→ JOB: From the entries below, tally how many lines contain "index" and report only that figure.

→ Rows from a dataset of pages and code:
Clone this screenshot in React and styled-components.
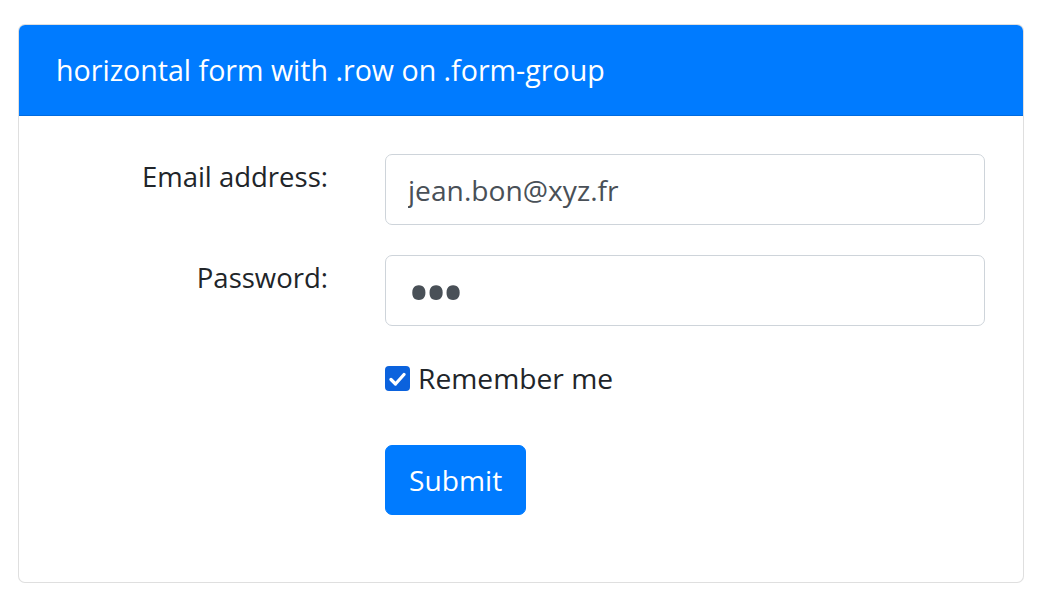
import React from "react";
import styled, { createGlobalStyle } from "styled-components";

const Global = createGlobalStyle`
  html, body { margin: 0; padding: 0; background: #fff; }
  body { font-family: "Open Sans", "Noto Sans", sans-serif; color: #212529; }
  * { box-sizing: border-box; }
`;

const Page = styled.div`
  padding: 24px 14px 0 18px;
`;

const Card = styled.div`
  width: 1006px;
  border: 1px solid rgba(0, 0, 0, 0.125);
  border-radius: 7px;
  overflow: hidden;
  background: #fff;
`;

const Header = styled.div`
  height: 91px;
  background: #007bff;
  color: #fff;
  display: flex;
  align-items: center;
  padding: 0 37px 2px 37px;
  font-size: 28.6px;
  border-bottom: 1px solid rgba(0, 0, 0, 0.125);
`;

const Body = styled.form`
  padding: 38px 37px 37px 37px;
  display: flex;
  flex-direction: column;
`;

const Row = styled.div`
  display: grid;
  grid-template-columns: 328px 1fr;
  margin: 0 0 ${(p) => p.$mb ?? 30}px -28px;
  align-items: start;
`;

const Label = styled.label`
  text-align: right;
  padding: 0 28px;
  font-size: 27.5px;
  line-height: 45px;
`;

const Field = styled.div`
  padding-left: 29px;
  display: flex;
  align-items: center;
`;

const Input = styled.input`
  width: 600px;
  height: 71px;
  border: 1px solid #ced4da;
  border-radius: 7px;
  padding: 0 22px;
  font-family: inherit;
  font-size: 28.2px;
  color: #495057;
  background: #fff;
  outline: none;
`;

const PasswordInput = styled(Input)`
  font-size: 63px;
  letter-spacing: -6.5px;
  padding-left: 21px;
`;

const CheckLabel = styled.label`
  display: flex;
  align-items: center;
  gap: 8px;
  font-size: 28.2px;
  line-height: 45px;
`;

const Box = styled.span`
  width: 25px;
  height: 25px;
  border-radius: 4px;
  background: #0b62dd;
  display: inline-flex;
  align-items: center;
  justify-content: center;
`;

const Button = styled.button`
  height: 70px;
  padding: 0 23px;
  border: 1px solid #007bff;
  border-radius: 7px;
  background: #007bff;
  color: #fff;
  font-family: inherit;
  font-size: 28.2px;
  cursor: pointer;
`;

export default function App() {
  return (
    <>
      <Global />
      <Page>
        <Card>
          <Header>horizontal form with .row on .form-group</Header>
          <Body onSubmit={(e) => e.preventDefault()}>
            <Row>
              <Label htmlFor="email">Email address:</Label>
              <Field>
                <Input id="email" type="email" defaultValue="jean.bon@xyz.fr" readOnly />
              </Field>
            </Row>
            <Row>
              <Label htmlFor="pwd">Password:</Label>
              <Field>
                <PasswordInput id="pwd" type="password" defaultValue="abc" readOnly />
              </Field>
            </Row>
            <Row $mb={44}>
              <span />
              <Field>
                <CheckLabel>
                  <Box>
                    <svg width="17" height="14" viewBox="0 0 17 14">
                      <path d="M2 7.5 L6.5 12 L15 2.5" fill="none" stroke="#fff" strokeWidth="3.2" strokeLinecap="round" strokeLinejoin="round" />
                    </svg>
                  </Box>
                  Remember me
                </CheckLabel>
              </Field>
            </Row>
            <Row $mb={30}>
              <span />
              <Field>
                <Button type="submit">Submit</Button>
              </Field>
            </Row>
          </Body>
        </Card>
      </Page>
    </>
  );
}
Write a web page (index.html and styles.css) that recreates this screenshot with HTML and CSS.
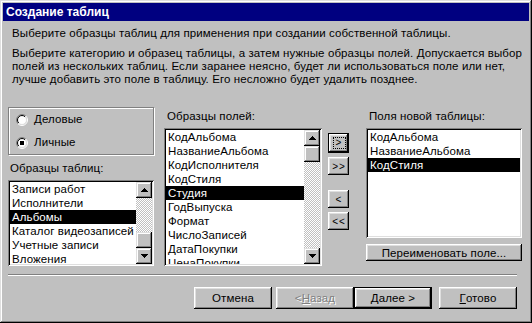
FILE: index.html
```html
<!DOCTYPE html>
<html lang="ru">
<head>
<meta charset="utf-8">
<title>Создание таблиц</title>
<link rel="stylesheet" href="styles.css">
</head>
<body>
<div class="window">
  <div class="titlebar">Создание таблиц</div>
  <div class="content">
    <p class="intro">Выберите образцы таблиц для применения при создании собственной таблицы.</p>
    <p class="intro intro2">Выберите категорию и образец таблицы, а затем нужные образцы полей. Допускается выбор<br>полей из нескольких таблиц. Если заранее неясно, будет ли использоваться поле или нет,<br>лучше добавить это поле в таблицу. Его несложно будет удалить позднее.</p>

    <div class="main">
      <div class="col col-left">
        <div class="group">
          <div class="radio">
            <svg class="radio-ico" width="12" height="12" viewBox="0 0 12 12">
              <defs>
                <linearGradient id="ro" x1="0" y1="0" x2="1" y2="1"><stop offset="0.5" stop-color="#808080"/><stop offset="0.5" stop-color="#ffffff"/></linearGradient>
                <linearGradient id="ri" x1="0" y1="0" x2="1" y2="1"><stop offset="0.5" stop-color="#000000"/><stop offset="0.5" stop-color="#dfdfdf"/></linearGradient>
              </defs>
              <circle cx="6" cy="6" r="5.5" fill="none" stroke="url(#ro)"/>
              <circle cx="6" cy="6" r="4.5" fill="#fff" stroke="url(#ri)"/>
            </svg>
            <span>Деловые</span>
          </div>
          <div class="radio">
            <svg class="radio-ico" width="12" height="12" viewBox="0 0 12 12">
              <circle cx="6" cy="6" r="5.5" fill="none" stroke="url(#ro)"/>
              <circle cx="6" cy="6" r="4.5" fill="#fff" stroke="url(#ri)"/>
              <rect x="4" y="4" width="4" height="4" fill="#000"/>
            </svg>
            <span>Личные</span>
          </div>
        </div>
        <div class="label lbl-tables">Образцы таблиц:</div>
        <div class="listbox lb-tables">
          <ul class="items">
            <li>Записи работ</li>
            <li>Исполнители</li>
            <li class="sel">Альбомы</li>
            <li>Каталог видеозаписей</li>
            <li>Учетные записи</li>
            <li>Вложения</li>
          </ul>
          <div class="scrollbar">
            <div class="sb-btn"><svg width="7" height="4" viewBox="0 0 7 4"><path d="M3 0h1v1h1v1h1v1h1v1H0V3h1V2h1V1h1z" fill="#000"/></svg></div>
            <div class="sb-track sb-track-end"><div class="sb-thumb"></div></div>
            <div class="sb-btn"><svg width="7" height="4" viewBox="0 0 7 4"><path d="M0 0h7v1H6v1H5v1H4v1H3V3H2V2H1V1H0z" fill="#000"/></svg></div>
          </div>
        </div>
      </div>

      <div class="col col-fields">
        <div class="label">Образцы полей:</div>
        <div class="listbox lb-fields">
          <ul class="items">
            <li>КодАльбома</li>
            <li>НазваниеАльбома</li>
            <li>КодИсполнителя</li>
            <li>КодСтиля</li>
            <li class="sel">Студия</li>
            <li>ГодВыпуска</li>
            <li>Формат</li>
            <li>ЧислоЗаписей</li>
            <li>ДатаПокупки</li>
            <li>ЦенаПокупки</li>
          </ul>
          <div class="scrollbar">
            <div class="sb-btn"><svg width="7" height="4" viewBox="0 0 7 4"><path d="M3 0h1v1h1v1h1v1h1v1H0V3h1V2h1V1h1z" fill="#000"/></svg></div>
            <div class="sb-track"><div class="sb-thumb"></div></div>
            <div class="sb-btn"><svg width="7" height="4" viewBox="0 0 7 4"><path d="M0 0h7v1H6v1H5v1H4v1H3V3H2V2H1V1H0z" fill="#000"/></svg></div>
          </div>
        </div>
      </div>

      <div class="col col-btns">
        <div class="btn mv default"><span class="focus">&gt;</span></div>
        <div class="btn mv">&gt;&gt;</div>
        <div class="btn mv mv-gap">&lt;</div>
        <div class="btn mv">&lt;&lt;</div>
      </div>

      <div class="col col-right">
        <div class="label">Поля новой таблицы:</div>
        <div class="listbox lb-new">
          <ul class="items">
            <li>КодАльбома</li>
            <li>НазваниеАльбома</li>
            <li class="sel">КодСтиля</li>
          </ul>
        </div>
        <div class="btn rename">Переименовать поле...</div>
      </div>
    </div>

    <div class="sep"></div>

    <div class="footer">
      <div class="btn fbtn">Отмена</div>
      <div class="btn fbtn disabled back">&lt; <u>Н</u>азад</div>
      <div class="btn fbtn default"><u>Д</u>алее &gt;</div>
      <div class="btn fbtn finish"><u>Г</u>отово</div>
    </div>
  </div>
</div>
</body>
</html>
```

FILE: styles.css
```css
* { box-sizing: border-box; }
html, body { margin: 0; padding: 0; }
body {
  width: 532px;
  height: 323px;
  background: #c0c0c0;
  font-family: "Liberation Sans", Arial, sans-serif;
  font-size: 11.5px;
  letter-spacing: 0.1px;
  color: #000;
  overflow: hidden;
}
.window {
  width: 532px;
  height: 323px;
  padding: 3px;
  background: #c0c0c0;
  box-shadow: inset -1px -1px #000, inset 1px 1px #dfdfdf, inset -2px -2px #808080, inset 2px 2px #fff;
  display: flex;
  flex-direction: column;
}
.titlebar {
  height: 18px;
  line-height: 18px;
  background: #000080;
  color: #fff;
  font-weight: bold;
  font-size: 12px;
  letter-spacing: 0;
  padding-left: 3px;
}
.content {
  padding: 6px 7px 0 5px;
}
.intro {
  margin: 0 0 0 4px;
  line-height: 13px;
  white-space: nowrap;
}
.intro2 { margin-top: 7px; }

.main {
  display: flex;
  margin-top: 21px;
  height: 159px;
}
.col { display: flex; flex-direction: column; }
.col-left { width: 146px; }
.col-fields { width: 158px; margin-left: 10px; padding-top: 3px; }
.col-btns { width: 44px; padding-left: 6px; padding-top: 26px; }
.col-right { width: 156px; padding-top: 3px; }

.label { line-height: 13px; height: 13px; padding-left: 2px; }
.col-fields .label, .col-right .label { padding-left: 3px; }

.group {
  height: 48px;
  border: 1px solid #808080;
  box-shadow: inset 1px 1px #fff, 1px 1px #fff;
  padding: 5px 0 0 7px;
}
.radio {
  display: flex;
  align-items: center;
  height: 13px;
  line-height: 13px;
}
.radio + .radio { margin-top: 10px; }
.radio-ico { flex: none; margin-right: 6px; }

.lbl-tables { margin-top: 7px; }

.listbox {
  background: #fff;
  box-shadow: inset 1px 1px #808080, inset -1px -1px #fff, inset 2px 2px #000, inset -2px -2px #dfdfdf;
  padding: 2px;
  display: flex;
  overflow: hidden;
  margin-top: 5px;
}
.lb-tables { height: 86px; }
.lb-fields { height: 138px; }
.lb-new { height: 110px; }

.items {
  list-style: none;
  margin: 0;
  padding: 0;
  flex: 1;
  overflow: hidden;
  min-width: 0;
}
.items li {
  height: 14px;
  line-height: 14px;
  padding-left: 2px;
  white-space: nowrap;
}
.items li.sel { background: #000; color: #fff; }

.scrollbar {
  width: 16px;
  flex: none;
  display: flex;
  flex-direction: column;
}
.sb-btn, .sb-thumb {
  width: 16px;
  height: 16px;
  background: #c0c0c0;
  box-shadow: inset -1px -1px #000, inset 1px 1px #dfdfdf, inset -2px -2px #808080, inset 2px 2px #fff;
  flex: none;
}
.sb-btn { display: flex; align-items: center; justify-content: center; }
.sb-btn svg { display: block; }
.sb-track {
  flex: 1;
  display: flex;
  flex-direction: column;
  background: repeating-conic-gradient(#c0c0c0 0 25%, #fff 0 50%) 0 0 / 2px 2px;
}
.sb-track-end { justify-content: flex-end; }

.btn {
  background: #c0c0c0;
  box-shadow: inset -1px -1px #000, inset 1px 1px #fff, inset -2px -2px #808080, inset 2px 2px #dfdfdf;
  display: flex;
  align-items: center;
  justify-content: center;
  white-space: nowrap;
}
.btn.default {
  box-shadow: inset 0 0 0 1px #000, inset -2px -2px #000, inset 2px 2px #fff, inset -3px -3px #808080, inset 3px 3px #dfdfdf;
}
.mv {
  width: 21px;
  height: 18px;
  font-size: 10px;
  letter-spacing: 1px;
  padding-left: 1px;
}
.mv.default { height: 20px; }
.mv + .mv { margin-top: 4px; }
.mv.mv-gap { margin-top: 15px; }
.focus {
  border: 1px dotted #000;
  width: 13px;
  height: 12px;
  line-height: 10px;
  text-align: center;
}

.rename {
  margin-top: 6px;
  height: 17px;
}

.sep {
  margin-top: 8px;
  height: 2px;
  border-top: 1px solid #808080;
  border-bottom: 1px solid #fff;
  width: 509px;
}

.footer {
  display: flex;
  margin-top: 11px;
  padding-left: 186px;
}
.fbtn {
  width: 78px;
  height: 22px;
}
.back { margin-left: 4px; }
.finish { margin-left: 7px; }
.disabled { color: #808080; text-shadow: 1px 1px #fff; }
u { text-decoration-thickness: 1px; text-underline-offset: 1px; }
```
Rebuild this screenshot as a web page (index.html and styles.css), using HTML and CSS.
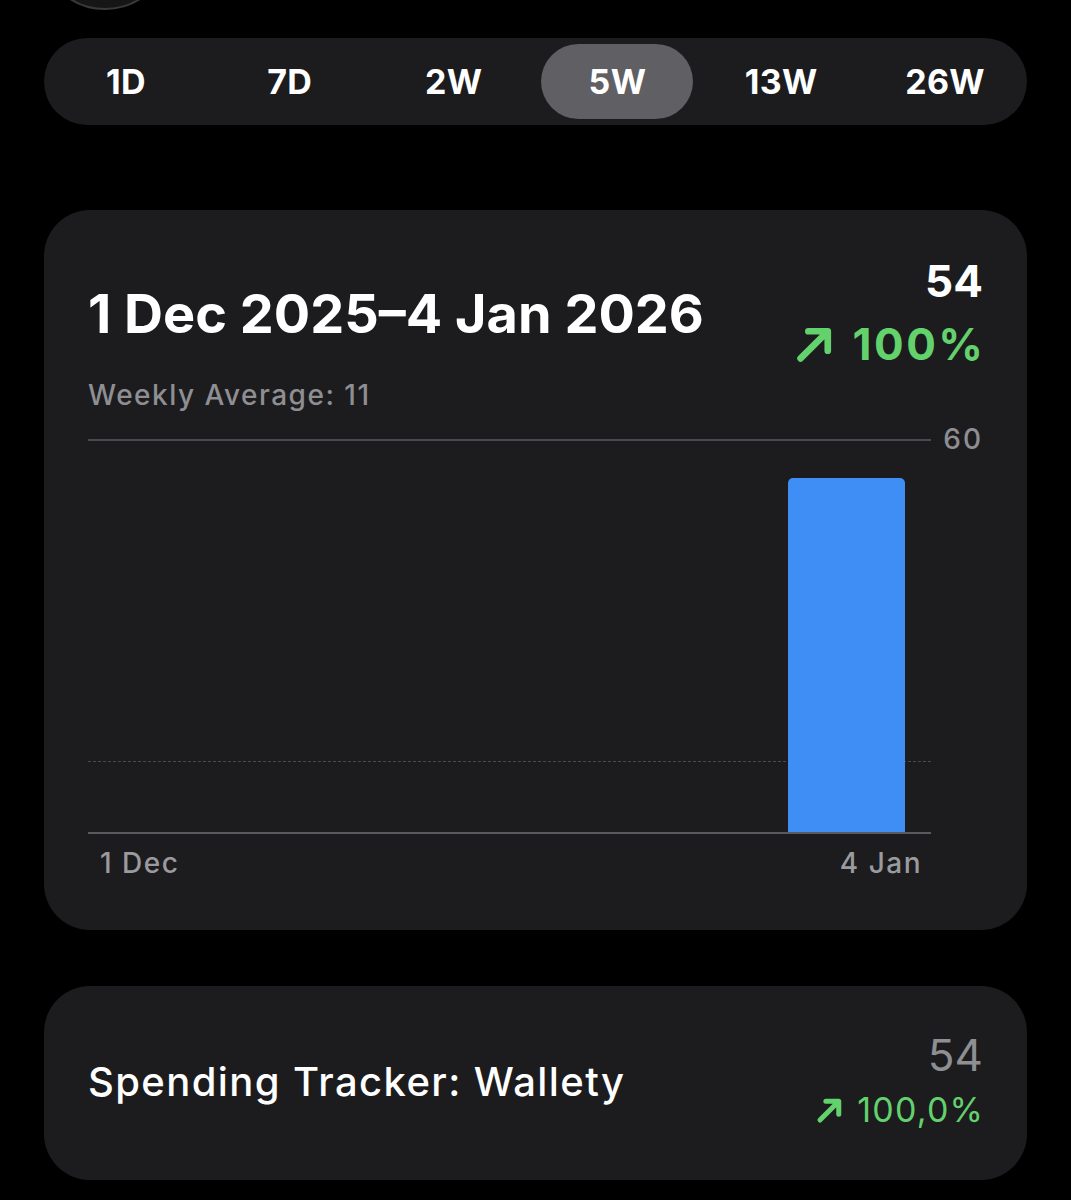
FILE: index.html
```html
<!DOCTYPE html>
<html>
<head>
<meta charset="utf-8">
<link rel="stylesheet" href="styles.css">
</head>
<body>
<div class="top"><div class="avatar"></div></div>

<div class="segmented">
  <div class="seg">1D</div>
  <div class="seg">7D</div>
  <div class="seg">2W</div>
  <div class="seg active">5W</div>
  <div class="seg">13W</div>
  <div class="seg">26W</div>
</div>

<div class="card chart-card">
  <div class="card-head">
    <div class="head-left">
      <div class="title">1 Dec 2025–4 Jan 2026</div>
      <div class="subtitle">Weekly Average: 11</div>
    </div>
    <div class="head-right">
      <div class="total">54</div>
      <div class="change">
        <svg class="arrow-big" viewBox="0 0 36 36"><path d="M5 31 L29 7 M12 6.5 H29.5 V24" fill="none" stroke="currentColor" stroke-width="6" stroke-linecap="round" stroke-linejoin="round"/></svg>
        <span class="change-text">100%</span>
      </div>
    </div>
  </div>

  <div class="chart">
    <div class="plot-row">
      <div class="plot">
        <div class="grid-top"></div>
        <div class="avg-line"></div>
        <div class="slot"></div>
        <div class="slot"></div>
        <div class="slot"></div>
        <div class="slot"></div>
        <div class="slot"><div class="bar" style="height: 90%"></div></div>
      </div>
      <div class="y-label">60</div>
    </div>
    <div class="x-labels">
      <span>1 Dec</span>
      <span>4 Jan</span>
    </div>
  </div>
</div>

<div class="card app-card">
  <div class="app-name">Spending Tracker: Wallety</div>
  <div class="app-right">
    <div class="app-total">54</div>
    <div class="app-change">
      <svg class="arrow-small" viewBox="0 0 36 36"><path d="M6 30 L28 8 M13 7.5 H28.5 V23" fill="none" stroke="currentColor" stroke-width="6" stroke-linecap="round" stroke-linejoin="round"/></svg>
      <span class="app-change-text">100,0%</span>
    </div>
  </div>
</div>
</body>
</html>
```

FILE: styles.css
```css
* { box-sizing: border-box; }

html, body {
  margin: 0;
  padding: 0;
  background: #000;
  height: 1200px;
  overflow: hidden;
}

body {
  font-family: Inter, Roboto, "Liberation Sans", sans-serif;
  color: #fff;
}

.top {
  height: 12px;
  overflow: hidden;
  padding-left: 39px;
}

.avatar {
  width: 132px;
  height: 132px;
  margin-top: -122px;
  border-radius: 50%;
  background: #161617;
  border: 2px solid #3a3a3c;
}

.segmented {
  margin: 26px 44px 0;
  height: 87px;
  border-radius: 44px;
  background: #1c1c1e;
  padding: 6px 0;
  display: grid;
  grid-template-columns: repeat(6, 1fr);
}

.seg {
  display: flex;
  align-items: center;
  justify-content: center;
  font-size: 34px;
  font-weight: 700;
  letter-spacing: 0.3px;
  color: #fff;
  border-radius: 38px;
}

.seg.active {
  background: #5f5f64;
  margin: 0 6px;
}

.card {
  margin: 0 44px;
  background: #1c1c1e;
  border-radius: 46px;
}

.chart-card {
  margin-top: 85px;
  height: 720px;
  padding: 44px 44px 0 44px;
}

.card-head {
  display: flex;
  justify-content: space-between;
  align-items: flex-start;
}

.title {
  margin-top: 28px;
  font-size: 54px;
  line-height: 64px;
  font-weight: 700;
  letter-spacing: 0;
}

.subtitle {
  margin-top: 31px;
  font-size: 28px;
  line-height: 36px;
  font-weight: 500;
  letter-spacing: 1.5px;
  color: #8e8e93;
}

.head-right {
  display: flex;
  flex-direction: column;
  align-items: flex-end;
  padding-top: 1px;
}

.total {
  font-size: 44px;
  line-height: 52px;
  font-weight: 700;
}

.change {
  display: flex;
  align-items: center;
  gap: 18px;
  margin-top: 11px;
  color: #63d16c;
  font-size: 44px;
  line-height: 52px;
  font-weight: 700;
}

.change-text {
  letter-spacing: 2.5px;
  margin-right: -2.5px;
}

.arrow-big {
  width: 40px;
  height: 40px;
}

.chart {
  margin-top: 26px;
}

.plot-row {
  display: flex;
  align-items: flex-start;
}

.plot {
  position: relative;
  width: 844px;
  height: 395px;
  display: flex;
  align-items: flex-end;
  border-bottom: 2px solid #5a5a5e;
}

.grid-top {
  position: absolute;
  left: 0;
  right: 0;
  top: 0;
  border-top: 2px solid #4a4a4e;
}

.avg-line {
  position: absolute;
  left: 0;
  right: 0;
  bottom: 70px;
  border-top: 1px dashed #4a4a4e;
}

.slot {
  flex: 1;
  height: 100%;
  display: flex;
  align-items: flex-end;
  justify-content: center;
}

.bar {
  width: 117px;
  background: #3f8ef6;
  border-radius: 5px 5px 0 0;
  position: relative;
}

.y-label {
  margin-top: -17px;
  margin-left: 12px;
  font-size: 28px;
  line-height: 34px;
  font-weight: 500;
  letter-spacing: 2px;
  color: #8e8e93;
}

.x-labels {
  width: 844px;
  display: flex;
  justify-content: space-between;
  padding: 0 10px 0 12px;
  margin-top: 12px;
  font-size: 28px;
  line-height: 34px;
  font-weight: 500;
  letter-spacing: 1.5px;
  color: #9a9a9f;
}

.app-card {
  margin-top: 56px;
  height: 194px;
  padding: 0 44px;
  display: flex;
  align-items: center;
  justify-content: space-between;
}

.app-name {
  font-size: 40px;
  line-height: 48px;
  font-weight: 500;
  letter-spacing: 1.4px;
  margin-top: -3px;
}

.app-right {
  display: flex;
  flex-direction: column;
  align-items: flex-end;
  margin-top: -6px;
}

.app-total {
  font-size: 44px;
  line-height: 50px;
  color: #8e8e93;
}

.app-change {
  display: flex;
  align-items: center;
  gap: 12px;
  margin-top: 10px;
  color: #63d16c;
  font-size: 34px;
  line-height: 40px;
}

.app-change-text {
  letter-spacing: 1.2px;
  margin-right: -1.2px;
}

.arrow-small {
  width: 30px;
  height: 30px;
}
```
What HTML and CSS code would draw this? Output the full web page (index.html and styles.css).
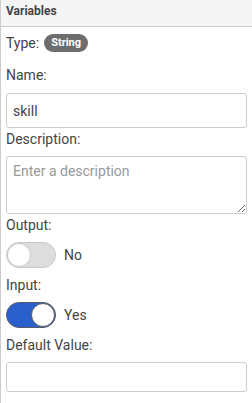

→ ANSWER TO THIS TASK: 5